Function calling & tool use
Tool definitions, parallel function calls, tool-choice forcing, and multi-step agent loops. All OpenAI-compatible. Works against every hosted model and most routed ones.
The simplest possible example
const tools = [
{
type: "function",
function: {
name: "get_weather",
description: "Get current weather for a city",
parameters: {
type: "object",
properties: {
city: { type: "string" },
unit: { type: "string", enum: ["c", "f"] },
},
required: ["city"],
},
},
},
];
const resp = await client.chat.completions.create({
model: "deepseek/deepseek-v3.2-exp",
messages: [{ role: "user", content: "What's the weather in Tokyo?" }],
tools,
});
// resp.choices[0].message.tool_calls is populated:
// [{ id: "call_x", function: { name: "get_weather",
// arguments: '{"city":"Tokyo","unit":"c"}' } }]Parallel function calling
The newer hosted models (Llama 4 Maverick, DeepSeek V3.2, Qwen3-Max, Kimi K2) emit multiple tool calls in a single response when they determine independent subtasks. Each call has a unique id; you execute them in parallel and respond with the results.
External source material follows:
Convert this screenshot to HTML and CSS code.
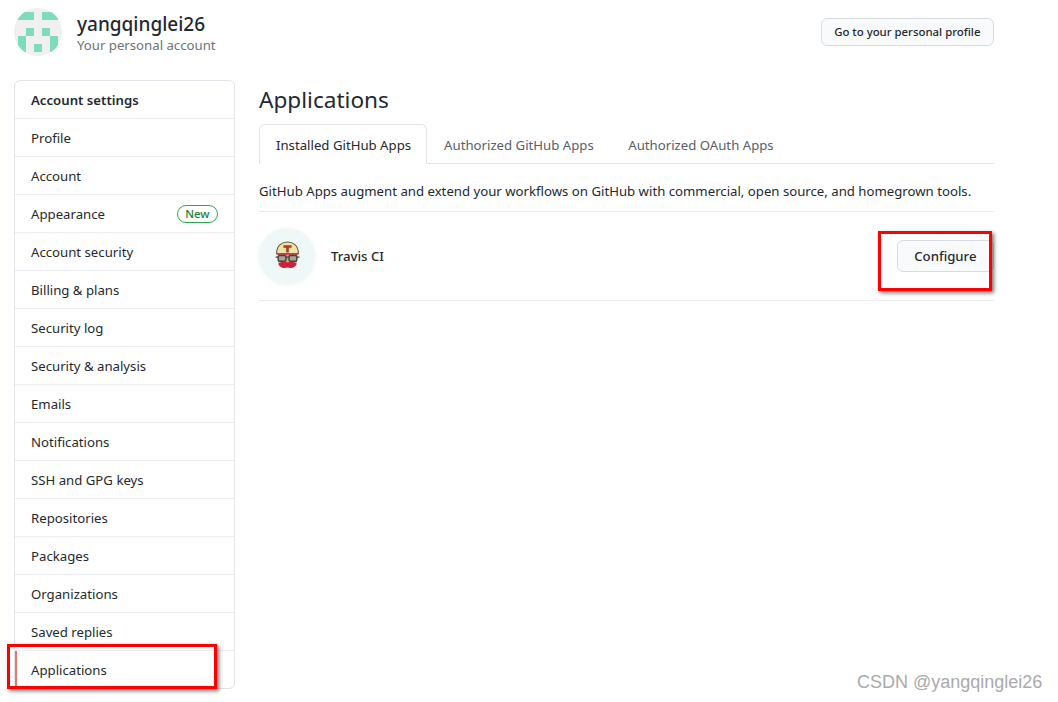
FILE: index.html
```html
<!DOCTYPE html>
<html lang="en">
<head>
<meta charset="utf-8">
<title>Applications</title>
<link rel="stylesheet" href="styles.css">
</head>
<body>
<div class="page">
  <header class="head">
    <div class="who">
      <svg class="avatar" viewBox="0 0 48 48" aria-hidden="true">
        <defs><clipPath id="c"><circle cx="24" cy="24" r="24"/></clipPath></defs>
        <g clip-path="url(#c)">
          <rect width="48" height="48" fill="#f0f0f0"/>
          <g fill="#7fdcbb">
            <rect x="4" y="4" width="16" height="8"/><rect x="28" y="4" width="16" height="8"/>
            <rect x="12" y="20" width="8" height="8"/><rect x="28" y="20" width="8" height="8"/>
            <rect x="4" y="28" width="8" height="16"/><rect x="36" y="28" width="8" height="16"/>
            <rect x="20" y="36" width="8" height="8"/>
          </g>
        </g>
      </svg>
      <div>
        <div class="name">yangqinglei26</div>
        <div class="sub">Your personal account</div>
      </div>
    </div>
    <a class="btn btn-sm">Go to your personal profile</a>
  </header>
  <div class="cols">
    <nav class="side">
      <div class="item title">Account settings</div>
      <div class="item">Profile</div>
      <div class="item">Account</div>
      <div class="item between">Appearance <span class="new">New</span></div>
      <div class="item">Account security</div>
      <div class="item">Billing &amp; plans</div>
      <div class="item">Security log</div>
      <div class="item">Security &amp; analysis</div>
      <div class="item">Emails</div>
      <div class="item">Notifications</div>
      <div class="item">SSH and GPG keys</div>
      <div class="item">Repositories</div>
      <div class="item">Packages</div>
      <div class="item">Organizations</div>
      <div class="item">Saved replies</div>
      <div class="item current">Applications</div>
    </nav>
    <main class="main">
      <h1 class="h1">Applications</h1>
      <div class="tabs">
        <a class="tab on">Installed GitHub Apps</a>
        <a class="tab">Authorized GitHub Apps</a>
        <a class="tab">Authorized OAuth Apps</a>
      </div>
      <p class="intro">GitHub Apps augment and extend your workflows on GitHub with commercial, open source, and homegrown tools.</p>
      <div class="app">
        <div class="logo">
          <svg class="logo-art" viewBox="0 0 24 27" aria-hidden="true">
            <path d="M3 20c0 4 5 6 9 6s9-2 9-6v-8H3z" fill="#c9a596"/>
            <path d="M1.500 12C1.500 4 7 1 12 1s10.500 3 10.500 11z" fill="#efe3a0" stroke="#5f5a48" stroke-width="1"/>
            <path d="M8 4h8v2.500h-2.700V11h-2.600V6.500H8z" fill="#b7362f"/>
            <path d="M1.500 12.500h21" stroke="#c43e55" stroke-width="1.800"/>
            <rect x="3" y="14" width="7.500" height="5.500" rx="1.500" fill="#a8a596" stroke="#45443c" stroke-width="1.400"/>
            <rect x="13.500" y="14" width="7.500" height="5.500" rx="1.500" fill="#a8a596" stroke="#45443c" stroke-width="1.400"/>
            <path d="M10.500 15.500h3M3 15.500H.5M21 15.500h2.500" stroke="#45443c" stroke-width="1.300"/>
            <path d="M3 22c3-2.500 7-2.500 9-1.200 2-1.300 6-1.300 9 1.200-1 2.800-4 4.500-6 4l-3-.7-3 .7c-2 .5-5-1.200-6-4z" fill="#cf2138"/>
          </svg>
        </div>
        <div class="app-name">Travis CI</div>
        <a class="btn btn-md">Configure</a>
      </div>
    </main>
  </div>
</div>
<div class="mark mark-apps"></div>
<div class="mark mark-conf"></div>
<div class="csdn">CSDN @yangqinglei26</div>
</body>
</html>
```
FILE: styles.css
```css
* { box-sizing: border-box; }
html, body { margin: 0; padding: 0; background: #fff; }
body { font-family: "Noto Sans", "Open Sans", sans-serif; font-size: 13.2px; color: #24292f; height: 702px; overflow: hidden; position: relative; }
.page { width: 980px; margin-left: 14px; padding-top: 8px; }
.head { display: flex; justify-content: space-between; align-items: flex-start; height: 72px; }
.who { display: flex; gap: 15px; }
.avatar { width: 48px; height: 48px; display: block; }
.name { font-size: 19px; font-weight: 500; line-height: 28px; margin-top: 2px; }
.sub { font-size: 13.2px; line-height: 16px; margin-top: -1px; color: #6a737d; }
.btn { display: block; border: 1px solid #d8dce1; border-radius: 6px; background: #f9fafb; font-weight: 500; white-space: nowrap; }
.btn-sm { font-size: 11.4px; line-height: 26px; padding: 0 12.5px; margin-top: 10px; height: 28px; }
.btn-md { font-size: 13.2px; line-height: 30px; height: 32px; padding: 0 16.5px; margin-left: auto; }
.cols { display: flex; gap: 24px; }
.side { width: 221px; border: 1px solid #e1e4e8; border-radius: 6px; height: 609px; flex: none; }
.item { height: 38px; padding: 0 16px; display: flex; align-items: center; border-bottom: 1px solid #eaecef; line-height: 20px; }
.item:last-child { border-bottom: 0; }
.item.title { font-weight: 600; }
.between { justify-content: space-between; }
.new { border: 1px solid #2da44e; color: #1a7f37; border-radius: 10px; font-size: 11.4px; font-weight: 500; line-height: 16px; padding: 0 7.5px; height: 18px; }
.current { position: relative; }
.current::before { content: ""; position: absolute; left: 0; top: 0; bottom: 0; width: 2px; background: #e9776b; }
.main { width: 735px; flex: none; }
.h1 { font-size: 22.6px; font-weight: 400; line-height: 36px; margin: 2px 0 6px; }
.tabs { display: flex; height: 40px; border-bottom: 1px solid #e1e4e8; }
.tab { height: 40px; padding: 0 17.5px 0 17px; line-height: 42px; color: #586069; }
.tab.on { color: #24292f; background: #fff; border: 1px solid #e1e4e8; border-bottom: 0; border-radius: 6px 6px 0 0; padding: 0 15px 0 16px; line-height: 41px; }
.intro { margin: 0; height: 48px; line-height: 55px; border-bottom: 1px solid #eaecef; white-space: nowrap; }
.app { display: flex; align-items: center; height: 89px; border-bottom: 1px solid #eaecef; }
.logo { width: 56px; height: 56px; border-radius: 50%; background: #eff7f9; box-shadow: 0 1px 4px rgba(60,100,110,.08); display: flex; align-items: center; justify-content: center; padding-bottom: 2px; }
.logo-art { width: 27px; height: 28px; display: block; }
.app-name { margin-left: 16px; font-weight: 500; }
.mark { position: absolute; border: 3px solid #f00; box-shadow: 2px 2px 4px rgba(0,0,0,.55); }
.mark-apps { left: 7px; top: 644px; width: 210px; height: 45px; }
.mark-conf { left: 878px; top: 231px; width: 114px; height: 60px; }
.csdn { position: absolute; left: 857px; top: 671px; font-family: "Liberation Sans", sans-serif; font-size: 18px; line-height: 22px; color: #aaa; }
```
// User: "Compare weather in Tokyo and Singapore"
// Model emits two tool calls in one shot:
[
{ id: "call_1", function: { name: "get_weather", arguments: '{"city":"Tokyo"}' } },
{ id: "call_2", function: { name: "get_weather", arguments: '{"city":"Singapore"}' } },
]
// Execute both in parallel, then send results back:
messages.push(
{ role: "tool", tool_call_id: "call_1", content: "23°C, sunny" },
{ role: "tool", tool_call_id: "call_2", content: "31°C, humid" },
);
const finalResp = await client.chat.completions.create({
model: "deepseek/deepseek-v3.2-exp",
messages, tools,
});Tool-choice forcing
Three modes:
tool_choice: "auto"(default) — model decides whether to call a tool or reply directly.tool_choice: "required"— model must call at least one tool.tool_choice: { type: "function", function: { name: "get_weather" } }— model must call this specific tool.
Forced tool calls are implemented at the constrained-decoding layer (see structured output). Output is guaranteed valid by construction.
Tool-call accuracy benchmarks
We track tool-call correctness on BFCL v3 (Berkeley Function Calling Leaderboard) for every hosted model:
| Model | BFCL v3 (overall) | Parallel calls | Hallucination |
|---|---|---|---|
| Kimi K2 Instruct | 78.4 | 82.1 | 3.2% |
| Llama 4 Maverick | 76.9 | 80.5 | 4.1% |
| DeepSeek V3.2 | 76.2 | 78.8 | 3.8% |
| Qwen3-Max | 75.5 | 79.4 | 4.5% |
| GLM-4.6 | 73.8 | 76.2 | 5.1% |
| Magistral Medium | 70.4 | 72.1 | 6.3% |
Multi-step agent loops
Most agent frameworks (LangChain, LlamaIndex, Mastra, custom) loop on the same chat-completion call:
async function runAgent(userMessage: string) {
const messages = [{ role: "user", content: userMessage }];
for (let step = 0; step < MAX_STEPS; step++) {
const resp = await client.chat.completions.create({
model: "kimi/k2-instruct", // best for agent loops
messages, tools,
tool_choice: "auto",
});
const msg = resp.choices[0].message;
messages.push(msg);
if (!msg.tool_calls?.length) return msg.content; // done
const results = await Promise.all(
msg.tool_calls.map(call => executeTool(call.function.name, call.function.arguments))
);
for (const [i, result] of results.entries()) {
messages.push({
role: "tool",
tool_call_id: msg.tool_calls[i].id,
content: JSON.stringify(result),
});
}
}
throw new Error("Max steps reached");
}What we handle automatically
- Tool-call retries:if the model emits invalid JSON arguments, we re-sample with constrained-decoding and don't bill you for the failed attempt.
- Schema validation: tool definitions are validated up front against JSON Schema spec (Draft 2020-12). Malformed schemas return 400 immediately.
- Prefix caching: tool definitions are part of the cached system prefix (see KV cache), so you don't pay re-computation on every step of an agent loop.
TL;DR
Pass tools like you would to OpenAI; parallel calls just work on every newer hosted model. Use Kimi K2 or Llama 4 Maverick for agent loops — both above 76 on BFCL v3. We handle retries, validation, and prefix caching for free.